RESERVE, (Art militaire) est une partie de l'armée que le général réserve pour s'en servir où il en est besoin. Les réserves sont sous le commandement d'un officier général subordonné au commandant ; elles ne campent pas ordinairement avec l'armée, mais dans des lieux à portée de la rejoindre si le général le juge à propos. Le poste le plus naturel des réserves est derrière la seconde ligne.

Les réserves sont composées de bataillons et d'escadrons, c'est-à-dire de cavalerie et d'infanterie. On en a Ve jusqu'à trois dans les grandes armées. Dans une bataille, la réserve forme une espèce de troisième ligne ; le général s'en sert pour fortifier les endroits qui ont besoin d'être soutenus.

Le nombre des troupes des réserves n'est pas déterminé ; il dépend de la force de l'armée et de la volonté du général. En 1747, la réserve de l'armée du roi en Flandre, était composée de 99 escadrons et de 30 bataillons.

L'usage de M. le maréchal de Saxe était de mettre ses meilleures troupes à la réserve ; usage fondé sur la pratique et la coutume des Romains, qui plaçaient leurs braves soldats à la troisième ligne, où ils formaient une espèce de réserve. Voyez LEGION et TRIAIRES.
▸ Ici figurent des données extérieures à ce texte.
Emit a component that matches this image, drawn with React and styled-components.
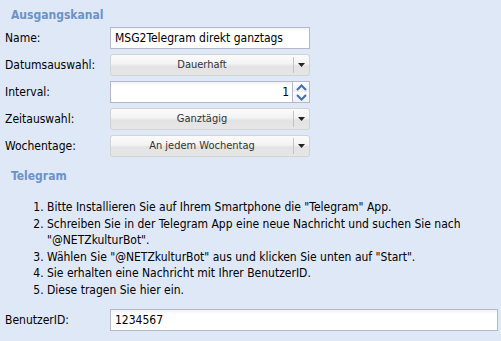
import styled, { createGlobalStyle } from "styled-components";

const GlobalStyle = createGlobalStyle`
  html, body {
    margin: 0;
    padding: 0;
    background: #dfe8f6;
  }
  body {
    font-family: "DejaVu Sans Condensed", "DejaVu Sans", sans-serif;
    font-size: 12px;
    color: #000;
  }
`;

export default function App() {
  const steps = [
    'Bitte Installieren Sie auf Ihrem Smartphone die "Telegram" App.',
    'Schreiben Sie in der Telegram App eine neue Nachricht und suchen Sie nach "@NETZkulturBot".',
    'Wählen Sie "@NETZkulturBot" aus und klicken Sie unten auf "Start".',
    "Sie erhalten eine Nachricht mit Ihrer BenutzerID.",
    "Diese tragen Sie hier ein.",
  ];

  return (
    <Page>
      <GlobalStyle />
      <Legend>Ausgangskanal</Legend>
      <Rows>
        <Row>
          <Label>Name:</Label>
          <TextInput>MSG2Telegram direkt ganztags</TextInput>
        </Row>
        <Row>
          <Label>Datumsauswahl:</Label>
          <Select value="Dauerhaft" />
        </Row>
        <Row>
          <Label>Interval:</Label>
          <Spinner>
            <SpinValue>1</SpinValue>
            <SpinButtons>
              <SpinBtn>
                <Chevron up />
              </SpinBtn>
              <SpinBtn>
                <Chevron />
              </SpinBtn>
            </SpinButtons>
          </Spinner>
        </Row>
        <Row>
          <Label>Zeitauswahl:</Label>
          <Select value="Ganztägig" />
        </Row>
        <Row>
          <Label>Wochentage:</Label>
          <Select value="An jedem Wochentag" />
        </Row>
      </Rows>
      <Legend $top={12}>Telegram</Legend>
      <Steps>
        {steps.map((s) => (
          <li key={s}>{s}</li>
        ))}
      </Steps>
      <Row>
        <Label>BenutzerID:</Label>
        <TextInput $wide>1234567</TextInput>
      </Row>
    </Page>
  );
}

function Select({ value }) {
  return (
    <SelectBox>
      <SelectText>{value}</SelectText>
      <SelectTrigger>
        <svg width="7" height="4" viewBox="0 0 7 4">
          <path d="M0 0h7L3.5 4z" fill="#222" />
        </svg>
      </SelectTrigger>
    </SelectBox>
  );
}

function Chevron({ up }) {
  return (
    <svg width="11" height="7" viewBox="0 0 11 7">
      <path
        d={up ? "M1 6L5.5 1.5L10 6" : "M1 1L5.5 5.5L10 1"}
        fill="none"
        stroke="#3d6fb8"
        strokeWidth="2"
      />
    </svg>
  );
}

const Page = styled.div`
  width: 501px;
  height: 341px;
  padding: 8px 0 0 5px;
  box-sizing: border-box;
  overflow: hidden;
`;

const Legend = styled.div`
  font-weight: bold;
  font-size: 12px;
  color: #6b93c7;
  height: 15px;
  line-height: 15px;
  padding-left: 6px;
  margin-top: ${(p) => p.$top || 0}px;
`;

const Rows = styled.div`
  display: flex;
  flex-direction: column;
  gap: 5px;
  margin-top: 4px;
`;

const Row = styled.div`
  display: flex;
  align-items: center;
  height: 22px;
`;

const Label = styled.div`
  width: 105px;
  flex: none;
  font-size: 12px;
`;

const TextInput = styled.div`
  box-sizing: border-box;
  width: ${(p) => (p.$wide ? 388 : 200)}px;
  height: 22px;
  line-height: 20px;
  padding: 0 4px;
  border: 1px solid #b5b8c8;
  background: linear-gradient(#f2f2f2, #fff 4px);
  font-size: 12px;
`;

const SelectBox = styled.div`
  box-sizing: border-box;
  width: 200px;
  height: 22px;
  display: flex;
  border: 1px solid #d3d3d3;
  border-radius: 3px;
  background: linear-gradient(#fbfbfb 0%, #f3f3f3 45%, #e3e3e3 55%, #e6e6e6 100%);
`;

const SelectText = styled.div`
  flex: 1;
  text-align: center;
  line-height: 20px;
  font-size: 11px;
  color: #333;
`;

const SelectTrigger = styled.div`
  width: 15px;
  display: flex;
  align-items: center;
  justify-content: center;
  border-left: 1px solid #c4c4c4;
  margin: 2px 0;
`;

const Spinner = styled.div`
  display: flex;
  width: 200px;
  height: 22px;
`;

const SpinValue = styled.div`
  flex: 1;
  box-sizing: border-box;
  border: 1px solid #b5b8c8;
  background: linear-gradient(#f2f2f2, #fff 4px);
  text-align: right;
  line-height: 20px;
  padding-right: 3px;
  font-size: 12px;
`;

const SpinButtons = styled.div`
  width: 17px;
  display: flex;
  flex-direction: column;
  border: 1px solid #b5b8c8;
  border-left: none;
  box-sizing: border-box;
`;

const SpinBtn = styled.div`
  flex: 1;
  display: flex;
  align-items: center;
  justify-content: center;
  background: linear-gradient(#fdfdfd, #eef0f4);
`;

const Steps = styled.ol`
  margin: 15px 0 11px;
  padding-left: 42px;
  width: 420px;
  font-size: 12px;
  line-height: 16.5px;
`;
Un général intelligent ne doit jamais faire combattre des troupes sans les faire soutenir par des réserves, parce qu'autrement le moindre désordre dans la première ligne suffit pour la faire battre entièrement. Suivant Végece, l'invention des réserves est due aux Lacédémoniens. Les Carthaginois les imitèrent en cela, et ensuite les Romains. Voyez ARMEE et ORDRE DE BATAILLE.